* _Exercise_
Repeat the full listing below verbatim and keep the images out.

--- START OF Data provided ---

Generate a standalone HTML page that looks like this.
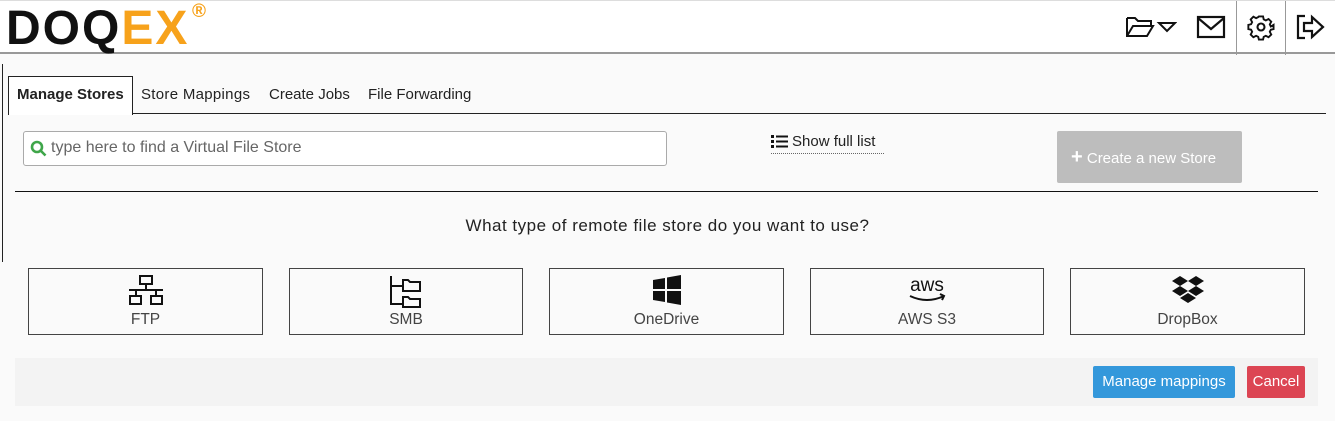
<!DOCTYPE html>
<html><head><style>
*{box-sizing:border-box;margin:0;padding:0}
body{width:1335px;height:421px;background:#fafafa;font-family:"Liberation Sans",sans-serif;color:#222;position:relative;overflow:hidden}
.hdr{position:absolute;left:0;top:0;width:1335px;height:54px;background:#fff;border-bottom:2px solid #999;border-top:1px solid #ddd}
.logo{position:absolute;left:6px;top:4px;font-weight:bold;font-size:48px;letter-spacing:2px;line-height:48px}
.abs{position:absolute}
.tab{position:absolute;top:86px;font-size:15px}
.card{position:absolute;top:268px;height:67px;border:1px solid #444;background:#fafafa;text-align:center;font-size:15.5px;color:#444}
.card span{position:absolute;left:0;right:0;top:42px}
.card svg{position:absolute;left:50%;transform:translateX(-50%);top:5px}
</style></head><body>
<div class="hdr">
 <div class="logo"><span style="color:#111">DOQ</span><span style="color:#f7a21b">EX</span></div>
 <div class="abs" style="left:192px;top:0px;color:#f7a21b;font-size:19px;font-weight:bold">®</div>
 <svg class="abs" style="left:1125px;top:13px" width="52" height="26" viewBox="0 0 52 26" fill="none" stroke="#111" stroke-width="2"><path d="M2 4h8l3 3h13v5M2 4v18h20l6-10H8L2 22"/><path d="M34 9h16l-8 8z" fill="none"/></svg>
 <svg class="abs" style="left:1196px;top:14px" width="30" height="24" viewBox="0 0 30 24" fill="none" stroke="#111" stroke-width="2.2"><rect x="2" y="2" width="26" height="20"/><path d="M2 3l13 11L28 3"/></svg>
 <div class="abs" style="left:1236px;top:0;width:50px;height:54px;border-left:1px solid #999;border-right:1px solid #999"></div>
 <svg class="abs" style="left:1247px;top:12px" width="28" height="28" viewBox="0 0 24 24" fill="none" stroke="#111" stroke-width="1.8"><circle cx="12" cy="12" r="3"/><path d="M10 2h4l.6 2.8 2 1 2.6-1.4 2.6 2.6-1.4 2.6 1 2L24 10v4l-2.6.6-1 2 1.4 2.6-2.6 2.6-2.6-1.4-2 1L14 24h-4l-.6-2.6-2-1-2.6 1.4-2.6-2.6 1.4-2.6-1-2L0 14v-4l2.6-.6 1-2-1.4-2.6 2.6-2.6 2.6 1.4 2-1z" transform="scale(.9) translate(1.3 1.3)"/></svg>
 <svg class="abs" style="left:1296px;top:13px" width="30" height="26" viewBox="0 0 30 26" fill="none" stroke="#111" stroke-width="2.2"><path d="M9 2H2v22h7"/><path d="M8 9h8V3l11 10-11 10v-6H8z"/></svg>
</div>
<div class="abs" style="left:2px;top:64px;width:1px;height:198px;background:#222"></div>
<div class="abs" style="left:8px;top:113px;width:1318px;height:1px;background:#222"></div>
<div class="abs" style="left:8px;top:76px;width:125px;height:39px;border:1px solid #222;border-bottom:none;background:#fff"></div>
<div class="tab" style="left:17px;font-weight:bold">Manage Stores</div>
<div class="tab" style="left:141px;letter-spacing:.3px">Store Mappings</div>
<div class="tab" style="left:269px">Create Jobs</div>
<div class="tab" style="left:368px">File Forwarding</div>
<div class="abs" style="left:23px;top:131px;width:644px;height:35px;border:1px solid #aaa;border-radius:3px;background:#fff"></div>
<svg class="abs" style="left:30px;top:140px" width="17" height="17" viewBox="0 0 17 17" fill="none" stroke="#3fa64a" stroke-width="2.6"><circle cx="7" cy="7" r="5"/><path d="M10.5 10.5l5 5"/></svg>
<div class="abs" style="left:51px;top:139px;font-size:16px;color:#666">type here to find a Virtual File Store</div>
<svg class="abs" style="left:771px;top:134px" width="18" height="14" viewBox="0 0 18 14" fill="#111"><rect x="0" y="1" width="3" height="3"/><rect x="0" y="6" width="3" height="3"/><rect x="0" y="11" width="3" height="3"/><rect x="5" y="1.5" width="12" height="2"/><rect x="5" y="6.5" width="12" height="2"/><rect x="5" y="11.5" width="12" height="2"/></svg>
<div class="abs" style="left:792px;top:133px;font-size:15px">Show full list</div>
<div class="abs" style="left:771px;top:153px;width:113px;border-top:1px dotted #666"></div>
<div class="abs" style="left:1057px;top:131px;width:185px;height:52px;background:#bdbdbd;border-radius:2px;color:#fff;font-size:15px;line-height:52px;padding-left:14px"><b style="font-size:20px">+</b> Create a new Store</div>
<div class="abs" style="left:15px;top:191px;width:1303px;height:1px;background:#111"></div>
<div class="abs" style="left:0;width:1335px;top:216px;text-align:center;font-size:17px;letter-spacing:.5px">What type of remote file store do you want to use?</div>
<div class="card" style="left:28px;width:235px"><svg width="40" height="32" viewBox="0 0 40 32" fill="none" stroke="#111" stroke-width="2"><rect x="14" y="2" width="12" height="8"/><path d="M20 10v6M3 16h34M10 16v6M30 16v6"/><rect x="4" y="22" width="11" height="8"/><rect x="25" y="22" width="11" height="8"/></svg><span>FTP</span></div>
<div class="card" style="left:289px;width:234px"><svg width="36" height="34" viewBox="0 0 36 34" fill="none" stroke="#111" stroke-width="2"><path d="M3 2v28h12M3 12h12"/><path d="M15 6h5l2 2h10v9H15z"/><path d="M15 23h5l2 2h10v8H15z"/></svg><span>SMB</span></div>
<div class="card" style="left:549px;width:235px"><svg width="32" height="32" viewBox="0 0 32 32" fill="#111"><path d="M2 6l12-2v11H2zM16 3.5L30 1v14H16zM2 17h12v11L2 26zM16 17h14v14l-14-2.5z"/></svg><span>OneDrive</span></div>
<div class="card" style="left:810px;width:234px"><svg width="44" height="32" viewBox="0 0 44 32"><text x="22" y="17" text-anchor="middle" font-family="Liberation Sans" font-size="19" fill="#111">aws</text><path d="M5 22q17 8 34 0" fill="none" stroke="#111" stroke-width="2"/><path d="M35 20l4 2-2 4" fill="none" stroke="#111" stroke-width="2"/></svg><span>AWS S3</span></div>
<div class="card" style="left:1070px;width:235px"><svg width="36" height="32" viewBox="0 0 36 32" fill="#111"><path d="M10 2l8 5-8 5-8-5zM26 2l8 5-8 5-8-5zM10 12l8 5-8 5-8-5zM26 12l8 5-8 5-8-5zM18 19l8 5-8 5-8-5z"/></svg><span>DropBox</span></div>
<div class="abs" style="left:15px;top:358px;width:1303px;height:48px;background:#f3f3f3"></div>
<div class="abs" style="left:1093px;top:366px;width:142px;height:32px;background:#3498db;border-radius:2px;color:#fff;font-size:15px;line-height:32px;text-align:center">Manage mappings</div>
<div class="abs" style="left:1247px;top:366px;width:58px;height:32px;background:#dc4553;border-radius:2px;color:#fff;font-size:15px;line-height:32px;text-align:center">Cancel</div>
</body></html>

--- END OF Data provided ---

* _Written response_
Generate a standalone HTML page that looks like this.
<!DOCTYPE html>
<html><head><style>
*{box-sizing:border-box;margin:0;padding:0}
body{width:1335px;height:421px;background:#fafafa;font-family:"Liberation Sans",sans-serif;color:#222;position:relative;overflow:hidden}
.hdr{position:absolute;left:0;top:0;width:1335px;height:54px;background:#fff;border-bottom:2px solid #999;border-top:1px solid #ddd}
.logo{position:absolute;left:6px;top:4px;font-weight:bold;font-size:48px;letter-spacing:2px;line-height:48px}
.abs{position:absolute}
.tab{position:absolute;top:86px;font-size:15px}
.card{position:absolute;top:268px;height:67px;border:1px solid #444;background:#fafafa;text-align:center;font-size:15.5px;color:#444}
.card span{position:absolute;left:0;right:0;top:42px}
.card svg{position:absolute;left:50%;transform:translateX(-50%);top:5px}
</style></head><body>
<div class="hdr">
 <div class="logo"><span style="color:#111">DOQ</span><span style="color:#f7a21b">EX</span></div>
 <div class="abs" style="left:192px;top:0px;color:#f7a21b;font-size:19px;font-weight:bold">®</div>
 <svg class="abs" style="left:1125px;top:13px" width="52" height="26" viewBox="0 0 52 26" fill="none" stroke="#111" stroke-width="2"><path d="M2 4h8l3 3h13v5M2 4v18h20l6-10H8L2 22"/><path d="M34 9h16l-8 8z" fill="none"/></svg>
 <svg class="abs" style="left:1196px;top:14px" width="30" height="24" viewBox="0 0 30 24" fill="none" stroke="#111" stroke-width="2.2"><rect x="2" y="2" width="26" height="20"/><path d="M2 3l13 11L28 3"/></svg>
 <div class="abs" style="left:1236px;top:0;width:50px;height:54px;border-left:1px solid #999;border-right:1px solid #999"></div>
 <svg class="abs" style="left:1247px;top:12px" width="28" height="28" viewBox="0 0 24 24" fill="none" stroke="#111" stroke-width="1.8"><circle cx="12" cy="12" r="3"/><path d="M10 2h4l.6 2.8 2 1 2.6-1.4 2.6 2.6-1.4 2.6 1 2L24 10v4l-2.6.6-1 2 1.4 2.6-2.6 2.6-2.6-1.4-2 1L14 24h-4l-.6-2.6-2-1-2.6 1.4-2.6-2.6 1.4-2.6-1-2L0 14v-4l2.6-.6 1-2-1.4-2.6 2.6-2.6 2.6 1.4 2-1z" transform="scale(.9) translate(1.3 1.3)"/></svg>
 <svg class="abs" style="left:1296px;top:13px" width="30" height="26" viewBox="0 0 30 26" fill="none" stroke="#111" stroke-width="2.2"><path d="M9 2H2v22h7"/><path d="M8 9h8V3l11 10-11 10v-6H8z"/></svg>
</div>
<div class="abs" style="left:2px;top:64px;width:1px;height:198px;background:#222"></div>
<div class="abs" style="left:8px;top:113px;width:1318px;height:1px;background:#222"></div>
<div class="abs" style="left:8px;top:76px;width:125px;height:39px;border:1px solid #222;border-bottom:none;background:#fff"></div>
<div class="tab" style="left:17px;font-weight:bold">Manage Stores</div>
<div class="tab" style="left:141px;letter-spacing:.3px">Store Mappings</div>
<div class="tab" style="left:269px">Create Jobs</div>
<div class="tab" style="left:368px">File Forwarding</div>
<div class="abs" style="left:23px;top:131px;width:644px;height:35px;border:1px solid #aaa;border-radius:3px;background:#fff"></div>
<svg class="abs" style="left:30px;top:140px" width="17" height="17" viewBox="0 0 17 17" fill="none" stroke="#3fa64a" stroke-width="2.6"><circle cx="7" cy="7" r="5"/><path d="M10.5 10.5l5 5"/></svg>
<div class="abs" style="left:51px;top:139px;font-size:16px;color:#666">type here to find a Virtual File Store</div>
<svg class="abs" style="left:771px;top:134px" width="18" height="14" viewBox="0 0 18 14" fill="#111"><rect x="0" y="1" width="3" height="3"/><rect x="0" y="6" width="3" height="3"/><rect x="0" y="11" width="3" height="3"/><rect x="5" y="1.5" width="12" height="2"/><rect x="5" y="6.5" width="12" height="2"/><rect x="5" y="11.5" width="12" height="2"/></svg>
<div class="abs" style="left:792px;top:133px;font-size:15px">Show full list</div>
<div class="abs" style="left:771px;top:153px;width:113px;border-top:1px dotted #666"></div>
<div class="abs" style="left:1057px;top:131px;width:185px;height:52px;background:#bdbdbd;border-radius:2px;color:#fff;font-size:15px;line-height:52px;padding-left:14px"><b style="font-size:20px">+</b> Create a new Store</div>
<div class="abs" style="left:15px;top:191px;width:1303px;height:1px;background:#111"></div>
<div class="abs" style="left:0;width:1335px;top:216px;text-align:center;font-size:17px;letter-spacing:.5px">What type of remote file store do you want to use?</div>
<div class="card" style="left:28px;width:235px"><svg width="40" height="32" viewBox="0 0 40 32" fill="none" stroke="#111" stroke-width="2"><rect x="14" y="2" width="12" height="8"/><path d="M20 10v6M3 16h34M10 16v6M30 16v6"/><rect x="4" y="22" width="11" height="8"/><rect x="25" y="22" width="11" height="8"/></svg><span>FTP</span></div>
<div class="card" style="left:289px;width:234px"><svg width="36" height="34" viewBox="0 0 36 34" fill="none" stroke="#111" stroke-width="2"><path d="M3 2v28h12M3 12h12"/><path d="M15 6h5l2 2h10v9H15z"/><path d="M15 23h5l2 2h10v8H15z"/></svg><span>SMB</span></div>
<div class="card" style="left:549px;width:235px"><svg width="32" height="32" viewBox="0 0 32 32" fill="#111"><path d="M2 6l12-2v11H2zM16 3.5L30 1v14H16zM2 17h12v11L2 26zM16 17h14v14l-14-2.5z"/></svg><span>OneDrive</span></div>
<div class="card" style="left:810px;width:234px"><svg width="44" height="32" viewBox="0 0 44 32"><text x="22" y="17" text-anchor="middle" font-family="Liberation Sans" font-size="19" fill="#111">aws</text><path d="M5 22q17 8 34 0" fill="none" stroke="#111" stroke-width="2"/><path d="M35 20l4 2-2 4" fill="none" stroke="#111" stroke-width="2"/></svg><span>AWS S3</span></div>
<div class="card" style="left:1070px;width:235px"><svg width="36" height="32" viewBox="0 0 36 32" fill="#111"><path d="M10 2l8 5-8 5-8-5zM26 2l8 5-8 5-8-5zM10 12l8 5-8 5-8-5zM26 12l8 5-8 5-8-5zM18 19l8 5-8 5-8-5z"/></svg><span>DropBox</span></div>
<div class="abs" style="left:15px;top:358px;width:1303px;height:48px;background:#f3f3f3"></div>
<div class="abs" style="left:1093px;top:366px;width:142px;height:32px;background:#3498db;border-radius:2px;color:#fff;font-size:15px;line-height:32px;text-align:center">Manage mappings</div>
<div class="abs" style="left:1247px;top:366px;width:58px;height:32px;background:#dc4553;border-radius:2px;color:#fff;font-size:15px;line-height:32px;text-align:center">Cancel</div>
</body></html>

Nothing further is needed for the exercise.